You may need to keep together:

  • bank statements
  • scholarship proof if applicable
  • tuition payment proof
  • accommodation payment proof
  • account access that works reliably from Portugal

Should you open a Portuguese bank account immediately? Not always. But it becomes more useful if you need to:

  • receive money locally
  • pay rent or utilities
  • deal with recurring Portuguese payments
  • keep cleaner local records

Our guide to opening a bank account in Portugal explains when it becomes worth doing.

Can international students work?

Students often get oversimplified answers here.

The practical answer is: do not assume that being a student means you can ignore work rules, and do not assume that a student permit blocks all work either.

AIMA states that holders of a residence permit for study can carry out professional activity, subordinated or independent, as a complementary activity to the study purpose behind the permit. That does not mean every job setup is automatically simple.

If you plan to work:

  • check what permit or residence condition applies to you
  • understand whether you need a NISS
  • understand whether the work is employee work or self-employment
  • keep university workload and housing stability in mind

If a work opportunity appears quickly, do not rush into a bad contract because you are new.

University documents to keep

Keep these easy to access:

  • acceptance or enrolment letter
  • tuition invoices or payment receipts
  • student card or registration proof
  • course schedule if needed
  • housing confirmation from a university residence if applicable
  • any official message related to arrival, orientation, or status confirmation

Many offices will ask for the same information in different ways.
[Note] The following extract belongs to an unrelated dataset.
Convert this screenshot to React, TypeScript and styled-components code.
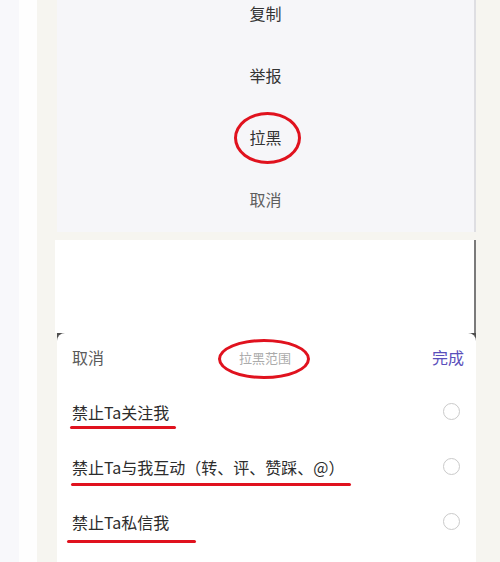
import React from 'react';
import styled, {createGlobalStyle} from 'styled-components';

const GlobalStyle = createGlobalStyle`
  body {
    margin: 0;
    font-family: "Noto Sans CJK SC", "Noto Sans", sans-serif;
  }
`

const Page = styled.div`
  display: flex;
  height: 562px;
  overflow: hidden;
  background: #f8f8fb;
`

const Gutter = styled.div<{ $w: number; $bg: string }>`
  width: ${p => p.$w}px;
  flex-shrink: 0;
  background: ${p => p.$bg};
`

const Stage = styled.div`
  flex: 1;
  display: flex;
  flex-direction: column;
  background: #f6f5f0;
  padding: 0 24px 0 18px;
`

const MenuPanel = styled.div`
  height: 232px;
  margin-left: 2px;
  background: #f6f6f9;
  border-right: 2px solid #dedee2;
  overflow: hidden;
`

const MenuList = styled.ul`
  list-style: none;
  margin: -18px 0 0;
  padding: 0;
`

const MenuItem = styled.li<{ $muted?: boolean }>`
  position: relative;
  height: 62px;
  display: flex;
  align-items: center;
  justify-content: center;
  font-size: 16px;
  color: ${p => p.$muted ? '#5e5e5e' : '#333'};
`

const BlankPanel = styled.div`
  height: 93px;
  margin-top: 8px;
  background: #fff;
  border-right: 2px solid #7a7a7a;
`

const SheetBack = styled.div`
  flex: 1;
  margin-left: 2px;
  background: #4e4e4e;
  display: flex;
`

const Sheet = styled.div`
  flex: 1;
  background: #fff;
  border-radius: 8px 8px 0 0;
`

const SheetHeader = styled.div`
  position: relative;
  height: 48px;
  padding: 0 12px 3px 15px;
  display: flex;
  align-items: center;
  justify-content: space-between;
  font-size: 16px;
`

const HeaderAction = styled.span<{ $primary?: boolean }>`
  color: ${p => p.$primary ? '#5a4fbb' : '#5a5a5a'};
`

const HeaderTitle = styled.span`
  position: relative;
  font-size: 13px;
  color: #ababab;
  margin-left: -6px;
`

const Option = styled.div`
  position: relative;
  height: 55px;
  display: flex;
  align-items: center;
  justify-content: space-between;
  padding: 0 16px 0 15px;
  font-size: 16px;
  color: #2c2c2c;
`

const Radio = styled.span`
  width: 15px;
  height: 15px;
  border: 1.5px solid #cacaca;
  border-radius: 50%;
`

const Ellipse = styled.span<{ $w: number; $h: number; $dx?: number; $dy?: number }>`
  position: absolute;
  left: 50%;
  top: 50%;
  width: ${p => p.$w}px;
  height: ${p => p.$h}px;
  margin-left: ${p => -p.$w / 2 + (p.$dx || 0)}px;
  margin-top: ${p => -p.$h / 2 + (p.$dy || 0)}px;
  border: 3px solid #e0121e;
  border-radius: 50%;
  box-sizing: border-box;
  pointer-events: none;
`

const Underline = styled.span<{ $left: number; $width: number; $top: number }>`
  position: absolute;
  left: ${p => p.$left}px;
  top: ${p => p.$top}px;
  width: ${p => p.$width}px;
  height: 3px;
  border-radius: 2px;
  background: #e0121e;
`

const menu = ['复制', '举报', '拉黑', '取消'];

const options = [
    {label: '禁止Ta关注我', left: 13, width: 106, top: 42},
    {label: '禁止Ta与我互动（转、评、赞踩、@）', left: 14, width: 280, top: 44},
    {label: '禁止Ta私信我', left: 10, width: 129, top: 46},
];

function App() {
    return (
        <>
            <GlobalStyle/>
            <Page>
                <Gutter $w={19} $bg="#f8f8fb"/>
                <Gutter $w={18} $bg="#fefefe"/>
                <Stage>
                    <MenuPanel>
                        <MenuList>
                            {menu.map((m, i) => (
                                <MenuItem key={m} $muted={i === 3}>
                                    {m}
                                    {m === '拉黑' && <Ellipse $w={67} $h={52} $dx={2} $dy={1}/>}
                                </MenuItem>
                            ))}
                        </MenuList>
                    </MenuPanel>
                    <BlankPanel/>
                    <SheetBack>
                        <Sheet>
                            <SheetHeader>
                                <HeaderAction>取消</HeaderAction>
                                <HeaderTitle>
                                    拉黑范围
                                    <Ellipse $w={92} $h={40} $dx={-1} $dy={2}/>
                                </HeaderTitle>
                                <HeaderAction $primary>完成</HeaderAction>
                            </SheetHeader>
                            {options.map(o => (
                                <Option key={o.label}>
                                    <span>{o.label}</span>
                                    <Radio/>
                                    <Underline $left={o.left} $width={o.width} $top={o.top}/>
                                </Option>
                            ))}
                        </Sheet>
                    </SheetBack>
                </Stage>
            </Page>
        </>
    );
}

export default App;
A student who can produce documents quickly saves time and stress.

Common mistakes

  • Bringing only digital files and not protecting originals.
  • Assuming NISS is required immediately even without work.
  • Ignoring housing proof until an appointment needs it.
  • Submitting original documents without keeping copies.
  • Waiting too long to sort out a NIF when contracts or banking depend on it.
  • Believing every online forum answer applies to your permit type.
  • Underestimating how difficult housing can be before term starts.

Practical student checklist

  • Keep passport, visa, university letter, and accommodation proof together.
  • Scan every important document before travel.
  • Keep copies of anything hard to replace.
  • Confirm your actual address situation after arrival.
  • Complete university registration steps first.
  • Get a NIF if you need it for banking, rent, or contracts.
  • Do not chase a NISS unless work or a specific official step makes it necessary.
  • Prepare an AIMA folder early instead of the day before.
  • Keep bank statements, tuition proof, and accommodation proof organized in one place.
  • Check work rights before accepting part-time or freelance activity.

Summary

An international student in Portugal needs more than a visa and an acceptance letter. The real challenge is keeping the document chain clean from arrival onward: identity, housing, student status, money proof, and AIMA-related records.

If you sort the first week well, many later steps become easier. Focus on document organization, address proof, university paperwork, and the difference between numbers you need immediately and numbers you may only need if you work or use specific services.